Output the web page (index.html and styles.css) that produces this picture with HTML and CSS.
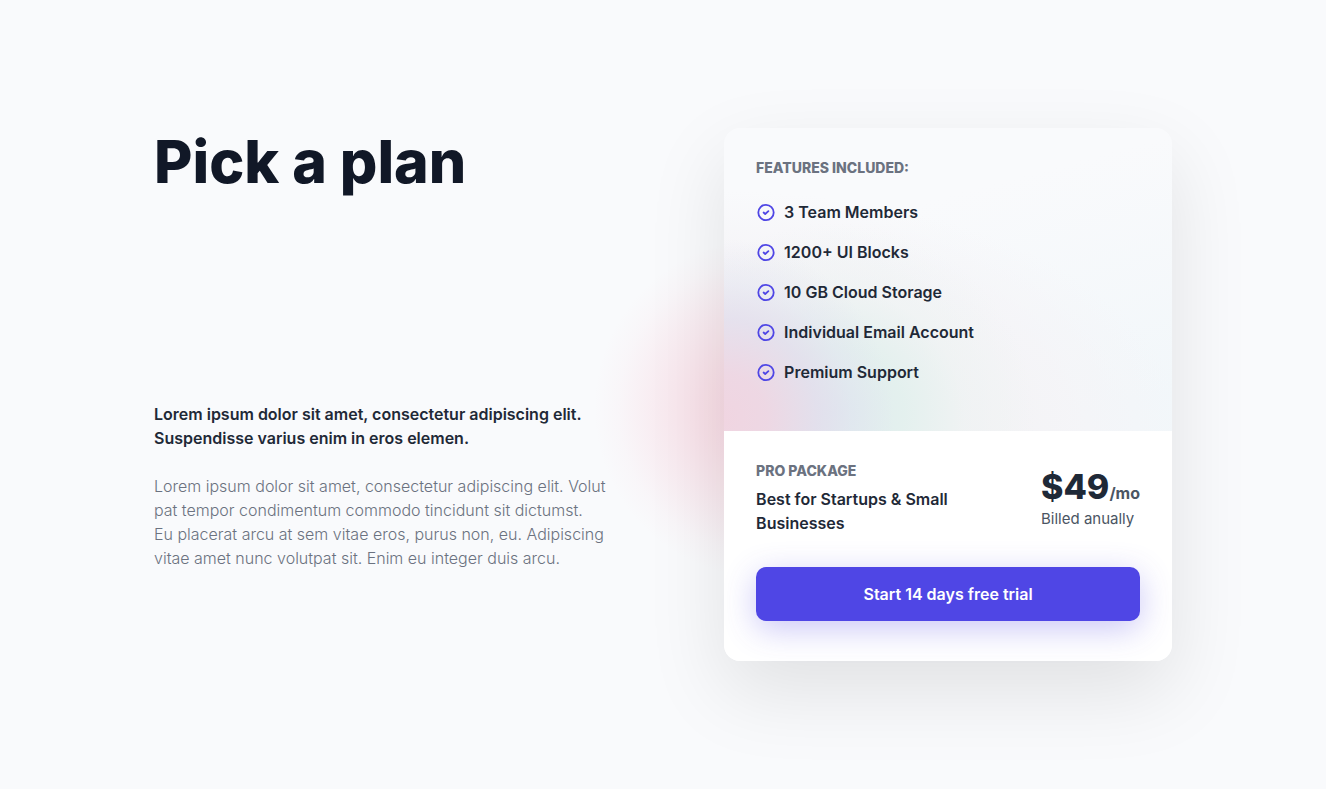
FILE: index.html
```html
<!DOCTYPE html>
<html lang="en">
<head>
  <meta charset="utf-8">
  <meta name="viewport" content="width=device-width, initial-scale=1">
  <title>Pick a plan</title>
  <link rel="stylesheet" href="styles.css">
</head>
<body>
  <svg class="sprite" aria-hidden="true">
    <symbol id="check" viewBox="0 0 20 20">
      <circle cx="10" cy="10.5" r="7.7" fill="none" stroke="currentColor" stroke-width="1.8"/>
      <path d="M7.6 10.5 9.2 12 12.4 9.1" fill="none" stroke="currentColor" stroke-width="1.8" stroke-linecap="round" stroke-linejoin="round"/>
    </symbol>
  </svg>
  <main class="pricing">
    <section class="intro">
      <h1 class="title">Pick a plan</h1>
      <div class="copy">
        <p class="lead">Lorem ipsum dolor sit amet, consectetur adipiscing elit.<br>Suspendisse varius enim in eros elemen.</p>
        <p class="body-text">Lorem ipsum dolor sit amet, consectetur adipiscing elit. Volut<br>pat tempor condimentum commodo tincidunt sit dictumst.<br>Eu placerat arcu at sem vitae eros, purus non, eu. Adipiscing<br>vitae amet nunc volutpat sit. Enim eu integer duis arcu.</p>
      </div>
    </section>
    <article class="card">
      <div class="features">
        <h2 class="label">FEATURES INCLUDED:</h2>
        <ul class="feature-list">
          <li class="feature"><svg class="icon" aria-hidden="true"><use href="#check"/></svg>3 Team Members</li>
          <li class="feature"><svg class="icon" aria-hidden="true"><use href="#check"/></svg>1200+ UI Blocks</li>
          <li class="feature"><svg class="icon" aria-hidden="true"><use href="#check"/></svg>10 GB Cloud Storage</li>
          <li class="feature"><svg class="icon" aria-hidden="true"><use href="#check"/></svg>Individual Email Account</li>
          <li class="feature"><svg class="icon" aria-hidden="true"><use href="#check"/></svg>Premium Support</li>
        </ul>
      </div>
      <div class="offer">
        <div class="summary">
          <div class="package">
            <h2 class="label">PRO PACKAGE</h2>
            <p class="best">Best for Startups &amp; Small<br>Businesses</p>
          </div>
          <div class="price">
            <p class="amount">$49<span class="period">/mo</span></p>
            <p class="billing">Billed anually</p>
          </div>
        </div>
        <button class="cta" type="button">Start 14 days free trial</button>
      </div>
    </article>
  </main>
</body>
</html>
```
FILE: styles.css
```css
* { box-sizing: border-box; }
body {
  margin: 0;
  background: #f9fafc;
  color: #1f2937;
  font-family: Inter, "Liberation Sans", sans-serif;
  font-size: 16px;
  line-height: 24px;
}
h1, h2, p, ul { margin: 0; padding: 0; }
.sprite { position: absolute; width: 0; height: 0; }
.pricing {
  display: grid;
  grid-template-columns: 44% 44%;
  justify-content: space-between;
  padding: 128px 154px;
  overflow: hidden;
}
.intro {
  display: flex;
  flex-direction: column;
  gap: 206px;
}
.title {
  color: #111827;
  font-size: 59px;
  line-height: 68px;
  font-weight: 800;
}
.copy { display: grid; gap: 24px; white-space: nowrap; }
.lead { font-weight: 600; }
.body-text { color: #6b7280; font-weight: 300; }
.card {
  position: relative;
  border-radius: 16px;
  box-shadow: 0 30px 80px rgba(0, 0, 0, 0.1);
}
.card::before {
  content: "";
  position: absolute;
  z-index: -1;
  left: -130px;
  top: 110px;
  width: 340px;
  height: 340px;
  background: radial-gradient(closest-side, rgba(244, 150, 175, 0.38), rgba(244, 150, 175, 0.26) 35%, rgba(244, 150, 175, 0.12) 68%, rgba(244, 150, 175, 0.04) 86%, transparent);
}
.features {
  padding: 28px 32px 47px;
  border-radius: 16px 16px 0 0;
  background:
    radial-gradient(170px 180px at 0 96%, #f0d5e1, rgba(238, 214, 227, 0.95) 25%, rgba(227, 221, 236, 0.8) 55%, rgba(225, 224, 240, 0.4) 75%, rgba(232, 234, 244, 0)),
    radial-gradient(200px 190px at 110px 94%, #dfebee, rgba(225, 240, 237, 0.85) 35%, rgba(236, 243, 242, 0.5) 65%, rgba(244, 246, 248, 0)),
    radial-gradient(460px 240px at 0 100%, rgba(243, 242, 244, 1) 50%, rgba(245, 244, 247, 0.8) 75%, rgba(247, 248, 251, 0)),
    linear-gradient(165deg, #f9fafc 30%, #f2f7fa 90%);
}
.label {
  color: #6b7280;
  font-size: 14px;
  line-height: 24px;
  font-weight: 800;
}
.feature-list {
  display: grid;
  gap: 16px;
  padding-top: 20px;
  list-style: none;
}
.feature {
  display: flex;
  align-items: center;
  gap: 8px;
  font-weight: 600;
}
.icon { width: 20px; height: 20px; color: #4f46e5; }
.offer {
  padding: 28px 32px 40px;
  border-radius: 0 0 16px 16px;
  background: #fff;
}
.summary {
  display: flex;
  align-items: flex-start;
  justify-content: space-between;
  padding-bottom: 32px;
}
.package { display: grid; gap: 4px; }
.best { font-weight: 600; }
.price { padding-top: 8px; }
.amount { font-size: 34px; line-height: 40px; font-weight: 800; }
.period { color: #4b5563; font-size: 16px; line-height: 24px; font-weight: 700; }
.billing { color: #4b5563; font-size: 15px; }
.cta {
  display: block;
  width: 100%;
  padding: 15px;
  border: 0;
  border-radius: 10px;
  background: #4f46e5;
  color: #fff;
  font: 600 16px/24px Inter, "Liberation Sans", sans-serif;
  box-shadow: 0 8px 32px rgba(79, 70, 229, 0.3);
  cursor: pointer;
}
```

+++++

## Exercise brief
Reproduce the material above verbatim; omit every picture.

## Task solution
Output the web page (index.html and styles.css) that produces this picture with HTML and CSS.
FILE: index.html
```html
<!DOCTYPE html>
<html lang="en">
<head>
  <meta charset="utf-8">
  <meta name="viewport" content="width=device-width, initial-scale=1">
  <title>Pick a plan</title>
  <link rel="stylesheet" href="styles.css">
</head>
<body>
  <svg class="sprite" aria-hidden="true">
    <symbol id="check" viewBox="0 0 20 20">
      <circle cx="10" cy="10.5" r="7.7" fill="none" stroke="currentColor" stroke-width="1.8"/>
      <path d="M7.6 10.5 9.2 12 12.4 9.1" fill="none" stroke="currentColor" stroke-width="1.8" stroke-linecap="round" stroke-linejoin="round"/>
    </symbol>
  </svg>
  <main class="pricing">
    <section class="intro">
      <h1 class="title">Pick a plan</h1>
      <div class="copy">
        <p class="lead">Lorem ipsum dolor sit amet, consectetur adipiscing elit.<br>Suspendisse varius enim in eros elemen.</p>
        <p class="body-text">Lorem ipsum dolor sit amet, consectetur adipiscing elit. Volut<br>pat tempor condimentum commodo tincidunt sit dictumst.<br>Eu placerat arcu at sem vitae eros, purus non, eu. Adipiscing<br>vitae amet nunc volutpat sit. Enim eu integer duis arcu.</p>
      </div>
    </section>
    <article class="card">
      <div class="features">
        <h2 class="label">FEATURES INCLUDED:</h2>
        <ul class="feature-list">
          <li class="feature"><svg class="icon" aria-hidden="true"><use href="#check"/></svg>3 Team Members</li>
          <li class="feature"><svg class="icon" aria-hidden="true"><use href="#check"/></svg>1200+ UI Blocks</li>
          <li class="feature"><svg class="icon" aria-hidden="true"><use href="#check"/></svg>10 GB Cloud Storage</li>
          <li class="feature"><svg class="icon" aria-hidden="true"><use href="#check"/></svg>Individual Email Account</li>
          <li class="feature"><svg class="icon" aria-hidden="true"><use href="#check"/></svg>Premium Support</li>
        </ul>
      </div>
      <div class="offer">
        <div class="summary">
          <div class="package">
            <h2 class="label">PRO PACKAGE</h2>
            <p class="best">Best for Startups &amp; Small<br>Businesses</p>
          </div>
          <div class="price">
            <p class="amount">$49<span class="period">/mo</span></p>
            <p class="billing">Billed anually</p>
          </div>
        </div>
        <button class="cta" type="button">Start 14 days free trial</button>
      </div>
    </article>
  </main>
</body>
</html>
```
FILE: styles.css
```css
* { box-sizing: border-box; }
body {
  margin: 0;
  background: #f9fafc;
  color: #1f2937;
  font-family: Inter, "Liberation Sans", sans-serif;
  font-size: 16px;
  line-height: 24px;
}
h1, h2, p, ul { margin: 0; padding: 0; }
.sprite { position: absolute; width: 0; height: 0; }
.pricing {
  display: grid;
  grid-template-columns: 44% 44%;
  justify-content: space-between;
  padding: 128px 154px;
  overflow: hidden;
}
.intro {
  display: flex;
  flex-direction: column;
  gap: 206px;
}
.title {
  color: #111827;
  font-size: 59px;
  line-height: 68px;
  font-weight: 800;
}
.copy { display: grid; gap: 24px; white-space: nowrap; }
.lead { font-weight: 600; }
.body-text { color: #6b7280; font-weight: 300; }
.card {
  position: relative;
  border-radius: 16px;
  box-shadow: 0 30px 80px rgba(0, 0, 0, 0.1);
}
.card::before {
  content: "";
  position: absolute;
  z-index: -1;
  left: -130px;
  top: 110px;
  width: 340px;
  height: 340px;
  background: radial-gradient(closest-side, rgba(244, 150, 175, 0.38), rgba(244, 150, 175, 0.26) 35%, rgba(244, 150, 175, 0.12) 68%, rgba(244, 150, 175, 0.04) 86%, transparent);
}
.features {
  padding: 28px 32px 47px;
  border-radius: 16px 16px 0 0;
  background:
    radial-gradient(170px 180px at 0 96%, #f0d5e1, rgba(238, 214, 227, 0.95) 25%, rgba(227, 221, 236, 0.8) 55%, rgba(225, 224, 240, 0.4) 75%, rgba(232, 234, 244, 0)),
    radial-gradient(200px 190px at 110px 94%, #dfebee, rgba(225, 240, 237, 0.85) 35%, rgba(236, 243, 242, 0.5) 65%, rgba(244, 246, 248, 0)),
    radial-gradient(460px 240px at 0 100%, rgba(243, 242, 244, 1) 50%, rgba(245, 244, 247, 0.8) 75%, rgba(247, 248, 251, 0)),
    linear-gradient(165deg, #f9fafc 30%, #f2f7fa 90%);
}
.label {
  color: #6b7280;
  font-size: 14px;
  line-height: 24px;
  font-weight: 800;
}
.feature-list {
  display: grid;
  gap: 16px;
  padding-top: 20px;
  list-style: none;
}
.feature {
  display: flex;
  align-items: center;
  gap: 8px;
  font-weight: 600;
}
.icon { width: 20px; height: 20px; color: #4f46e5; }
.offer {
  padding: 28px 32px 40px;
  border-radius: 0 0 16px 16px;
  background: #fff;
}
.summary {
  display: flex;
  align-items: flex-start;
  justify-content: space-between;
  padding-bottom: 32px;
}
.package { display: grid; gap: 4px; }
.best { font-weight: 600; }
.price { padding-top: 8px; }
.amount { font-size: 34px; line-height: 40px; font-weight: 800; }
.period { color: #4b5563; font-size: 16px; line-height: 24px; font-weight: 700; }
.billing { color: #4b5563; font-size: 15px; }
.cta {
  display: block;
  width: 100%;
  padding: 15px;
  border: 0;
  border-radius: 10px;
  background: #4f46e5;
  color: #fff;
  font: 600 16px/24px Inter, "Liberation Sans", sans-serif;
  box-shadow: 0 8px 32px rgba(79, 70, 229, 0.3);
  cursor: pointer;
}
```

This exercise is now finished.